The other underrated element of the deal, one that Fletcher copped to, is that acquiring Hanzal ensures that no other team who could have used him to bolster their middle-six is going to be able to get him now. Per NHL.com, Fletcher said that the Wild’s goal was “to have him play for us and also to keep him away from other teams in the West.”
It’s not easy to work your way to the Stanley Cup final, and in a wide-open Western Conference, this might have been the best year in recent memory where going all-in could carve a team a path through the playoffs. Blocking other Western teams from potentially landing a piece that could have strengthened their roster in time for the post-season is a clever move. Some will call it an overpay, some will call it foolish, but with the position the Wild are in right now, leading the Central Division and tops in the Western Conference, not making a move on Hanzal now may have looked equally foolish down the line if one of the other Western contenders scooped up the pivot and he paid off in the post-season.

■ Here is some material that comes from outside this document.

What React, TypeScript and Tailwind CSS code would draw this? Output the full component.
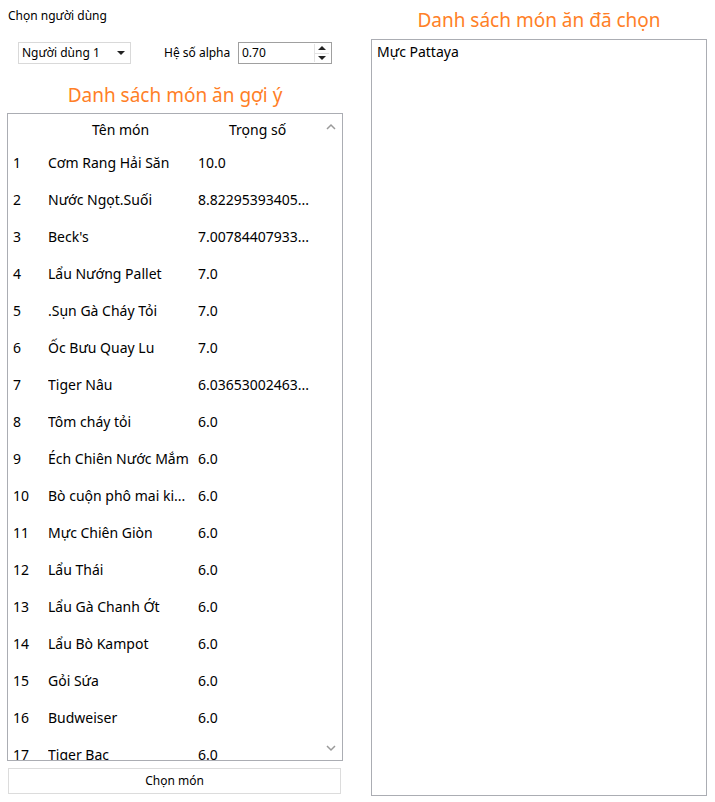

According to the Star-Tribune’s Michael Russo, Fletcher said this is a deal that sends a message to both the players and the fans. This is the Wild “taking a swing” and seeing if this can be their year. And with an already stellar roster and a team that’s performing as well as they ever have, adding Hanzal to bolster the depth gives Minnesota a better shot as of Monday than they had on Sunday before the trade. And even if Hanzal isn’t an offensive stud for the Wild, what he does up and down the ice could make all the difference.